Still, this inaction by the plaintiff did not abrogate Dish's obligation to meet and confer. As another judge in this district has held, "mak[ing] a one-time communication, receiv[ing] no response, and simply abandon[ing] any future consultation attempts" does not constitute a good faith effort to consult with each other. Design Res., Inc. v. Leather Indus. of Am., No. 1:10CV157, 2015 WL 8346599, at *4 (M.D.N.C. Dec. 8, 2015) (finding the parties had not consulted as required under Local Rule 54.2 before statutory attorney's fees may be awarded); accord Kolon Indus., Inc. v. E.I. Dupont De Nemours & Co., No. 3:11CV622, 2012 WL 12894840, at *3 (E.D. Va. Feb. 23, 2012) (holding that an email does not satisfy the meet-and-confer requirements in a local rule).
By providing overbroad and non-specific objections, Dish did not follow the Claims Order. By neglecting to substantively respond to Dish's offer to meet and confer, the plaintiff did not follow the Claims Order. By neglecting to follow up with the plaintiff when it did not hear back about scheduling the meet and confer and by failing to offer to meet and confer at a specific time, Dish did not follow the Claims Order. In all of these actions, the parties did not act in good faith.

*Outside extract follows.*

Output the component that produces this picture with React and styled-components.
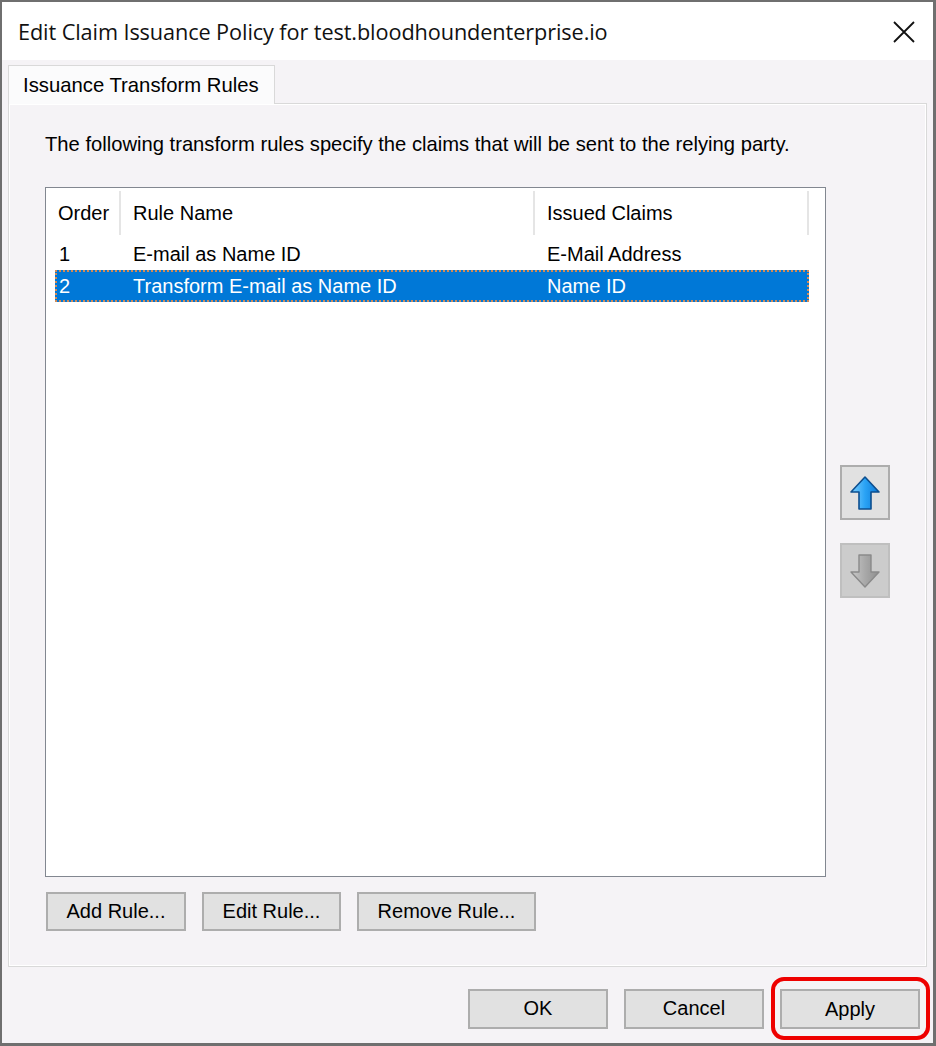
import React from "react";
import styled, { createGlobalStyle } from "styled-components";

const GlobalStyle = createGlobalStyle`
  html, body {
    margin: 0;
    padding: 0;
    background: #ffffff;
  }
  * {
    box-sizing: border-box;
  }
`;

const rules = [
  { order: "1", name: "E-mail as Name ID", claims: "E-Mail Address" },
  { order: "2", name: "Transform E-mail as Name ID", claims: "Name ID", selected: true },
];

const App = () => {
  return (
    <>
      <GlobalStyle />
      <Window>
        <TitleBar>
          <Title>Edit Claim Issuance Policy for test.bloodhoundenterprise.io</Title>
          <CloseButton aria-label="Close">
            <svg width="24" height="24" viewBox="0 0 24 24">
              <path d="M2 2 L22 22 M22 2 L2 22" stroke="#111" strokeWidth="1.8" fill="none" />
            </svg>
          </CloseButton>
        </TitleBar>
        <Body>
          <TabStrip>
            <Tab>Issuance Transform Rules</Tab>
          </TabStrip>
          <TabPanel>
            <Description>
              The following transform rules specify the claims that will be sent to the relying party.
            </Description>
            <ListRow>
              <ListBox>
                <HeaderRow>
                  <HeaderCell $w={66} $first>Order</HeaderCell>
                  <HeaderCell $w={414}>Rule Name</HeaderCell>
                  <HeaderCell $w={274}>Issued Claims</HeaderCell>
                </HeaderRow>
                {rules.map((r) => (
                  <Row key={r.order} $selected={r.selected}>
                    <Cell $w={66} $first>{r.order}</Cell>
                    <Cell $w={414}>{r.name}</Cell>
                    <Cell $w={273}>{r.claims}</Cell>
                  </Row>
                ))}
              </ListBox>
              <ArrowColumn>
                <ArrowButton aria-label="Move up">
                  <svg width="34" height="38" viewBox="0 0 34 38">
                    <defs>
                      <linearGradient id="upg" x1="0" y1="0" x2="1" y2="0">
                        <stop offset="0" stopColor="#7fd0ff" />
                        <stop offset="0.5" stopColor="#2aa3f5" />
                        <stop offset="1" stopColor="#0a78d6" />
                      </linearGradient>
                    </defs>
                    <path
                      d="M17 3 L31 18 L23 18 L23 35 L11 35 L11 18 L3 18 Z"
                      fill="url(#upg)"
                      stroke="#0d4f8f"
                      strokeWidth="1.6"
                      strokeLinejoin="round"
                    />
                  </svg>
                </ArrowButton>
                <ArrowButton $disabled aria-label="Move down">
                  <svg width="34" height="38" viewBox="0 0 34 38">
                    <defs>
                      <linearGradient id="dng" x1="0" y1="0" x2="1" y2="0">
                        <stop offset="0" stopColor="#c9c9c9" />
                        <stop offset="0.5" stopColor="#a9a9a9" />
                        <stop offset="1" stopColor="#8e8e8e" />
                      </linearGradient>
                    </defs>
                    <path
                      d="M11 3 L23 3 L23 20 L31 20 L17 35 L3 20 L11 20 Z"
                      fill="url(#dng)"
                      stroke="#8a8a8a"
                      strokeWidth="1.4"
                      strokeLinejoin="round"
                    />
                  </svg>
                </ArrowButton>
              </ArrowColumn>
            </ListRow>
            <RuleButtons>
              <Button $w={140}>Add Rule...</Button>
              <Button $w={139}>Edit Rule...</Button>
              <Button $w={179}>Remove Rule...</Button>
            </RuleButtons>
          </TabPanel>
          <Footer>
            <Button $w={140} $h={40}>OK</Button>
            <Button $w={140} $h={40}>Cancel</Button>
            <Highlight>
              <Button $w={140} $h={40}>Apply</Button>
            </Highlight>
          </Footer>
        </Body>
      </Window>
    </>
  );
};

export default App;

const font = `"Liberation Sans", Arial, sans-serif`;

const Window = styled.div`
  width: 936px;
  height: 1046px;
  border: 3px solid #6f6f6f;
  border-top-width: 2px;
  border-left-width: 2px;
  background: #f5f3f6;
  display: flex;
  flex-direction: column;
  font-family: ${font};
  color: #000;
`;

const TitleBar = styled.div`
  height: 58px;
  flex: none;
  background: #ffffff;
  display: flex;
  align-items: center;
  justify-content: space-between;
  padding: 0 17px 0 16px;
`;

const Title = styled.div`
  font-family: "Open Sans", "Noto Sans", sans-serif;
  font-size: 21.7px;
  letter-spacing: -0.1px;
  color: #111;
  margin-top: 1px;
`;

const CloseButton = styled.div`
  display: flex;
  align-items: center;
  margin-top: 1px;
`;

const Body = styled.div`
  flex: 1;
  display: flex;
  flex-direction: column;
  padding: 5px 7px 0 6px;
`;

const TabStrip = styled.div`
  display: flex;
  height: 38px;
`;

const Tab = styled.div`
  width: 267px;
  height: 39px;
  background: #fbfbfc;
  border: 1px solid #d9d9d9;
  border-bottom: none;
  display: flex;
  align-items: center;
  padding-left: 14px;
  font-size: 20.3px;
  position: relative;
  z-index: 1;
`;

const TabPanel = styled.div`
  width: 919px;
  height: 864px;
  border: 1px solid #d9d9d9;
  box-shadow: inset 1px 1px 0 #ffffff, inset -1px -1px 0 #ffffff;
  background: #f5f3f6;
  padding: 28px 0 0 36px;
  display: flex;
  flex-direction: column;
`;

const Description = styled.div`
  font-size: 20.2px;
  line-height: 24px;
  margin-bottom: 31px;
`;

const ListRow = styled.div`
  display: flex;
  gap: 14px;
`;

const ListBox = styled.div`
  width: 781px;
  height: 690px;
  background: #ffffff;
  border: 1px solid #828790;
  padding: 3px 0 0 9px;
  display: flex;
  flex-direction: column;
`;

const HeaderRow = styled.div`
  display: flex;
  height: 44px;
  align-items: stretch;
  margin-bottom: 3px;
`;

const HeaderCell = styled.div`
  width: ${(p) => p.$w}px;
  display: flex;
  align-items: center;
  padding-left: ${(p) => (p.$first ? 3 : 12)}px;
  font-size: 20px;
  white-space: nowrap;
  border-right: 2px solid #e5e5e5;
`;

const Row = styled.div`
  display: flex;
  height: 32px;
  width: 754px;
  align-items: center;
  font-size: 20px;
  background: ${(p) => (p.$selected ? "#0078d7" : "transparent")};
  color: ${(p) => (p.$selected ? "#ffffff" : "#000")};
  outline: ${(p) => (p.$selected ? "2px dotted #d48a55" : "none")};
  outline-offset: -2px;
`;

const Cell = styled.div`
  width: ${(p) => p.$w}px;
  padding-left: ${(p) => (p.$first ? 4 : 12)}px;
  white-space: nowrap;
`;

const ArrowColumn = styled.div`
  display: flex;
  flex-direction: column;
  gap: 23px;
  padding-top: 278px;
`;

const ArrowButton = styled.div`
  width: 50px;
  height: 55px;
  border: 2px solid ${(p) => (p.$disabled ? "#bfbfbf" : "#adadad")};
  background: ${(p) => (p.$disabled ? "#cccccc" : "#e1e1e1")};
  display: flex;
  align-items: center;
  justify-content: center;
`;

const RuleButtons = styled.div`
  display: flex;
  gap: 16px;
  margin-top: 15px;
  padding-left: 1px;
`;

const Button = styled.div`
  width: ${(p) => p.$w}px;
  height: ${(p) => p.$h || 39}px;
  background: #e1e1e1;
  border: 2px solid #adadad;
  display: flex;
  align-items: center;
  justify-content: center;
  font-size: 20px;
  color: #000;
`;

const Footer = styled.div`
  display: flex;
  justify-content: flex-end;
  align-items: center;
  gap: 16px;
  padding: 10px 6px 0 0;
`;

const Highlight = styled.div`
  border: 4px solid #ee0000;
  border-radius: 13px;
  padding: 8px 6px 7px 5px;
  margin: 0 -10px 0 -9px;
`;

As a result of their failures to comply with the Claims Order, the parties have never conferred about the merit of Dish's objections and the issues for the Special Master have not been appropriately narrowed and refined. Clerical or technical errors have not been corrected. These are important goals of the notice-of-intent and meet-and-confer requirements, and they are still worthy goals that can be met.

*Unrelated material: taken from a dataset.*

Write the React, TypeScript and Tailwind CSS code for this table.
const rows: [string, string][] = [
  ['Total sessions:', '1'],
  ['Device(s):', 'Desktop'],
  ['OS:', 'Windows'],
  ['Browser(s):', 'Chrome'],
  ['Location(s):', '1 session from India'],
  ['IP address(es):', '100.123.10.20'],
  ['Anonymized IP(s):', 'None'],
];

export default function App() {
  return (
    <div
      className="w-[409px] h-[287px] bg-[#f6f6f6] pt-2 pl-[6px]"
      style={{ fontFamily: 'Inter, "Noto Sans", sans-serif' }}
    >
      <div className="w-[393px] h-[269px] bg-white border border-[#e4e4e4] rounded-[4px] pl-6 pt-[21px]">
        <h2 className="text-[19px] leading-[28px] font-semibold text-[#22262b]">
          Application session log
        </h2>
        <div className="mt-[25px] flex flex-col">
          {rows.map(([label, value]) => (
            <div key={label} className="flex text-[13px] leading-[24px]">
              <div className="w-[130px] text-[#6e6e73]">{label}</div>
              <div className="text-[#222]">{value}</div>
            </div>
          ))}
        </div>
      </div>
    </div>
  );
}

The Court will strike Dish's objections because of Dish's non-compliance with the Claims Order. However, because of the plaintiff's non-compliance with the meet-and-confer provisions, which could have obviated the need for the pending motion, and in view of the need for a meaningful process to correct technical and clerical errors and to remove persons who potentially are not class members from receiving damages, the Court will allow Dish to submit an amended notice of intent to object as to no more than 500 of these claims. Dish may choose which 500 to submit, and it shall attach the previously-submitted individualized objections to the notice of intent. In context, this is a relatively small reduction and it should result in the withdrawal of Dish's weakest objections. Moreover, it will simplify the meet-and-confer process and will reduce the workload on everyone, making up to some extent the time the parties and the Court have had to spend on the instant motion. The parties shall then meet and confer in good faith as to these 500 claims, a process that the Court will micromanage. The deadlines will be short so that the overall schedule imposed in the Claims Order does not have to be modified. The process shall otherwise continue as ordered in the Claims Order.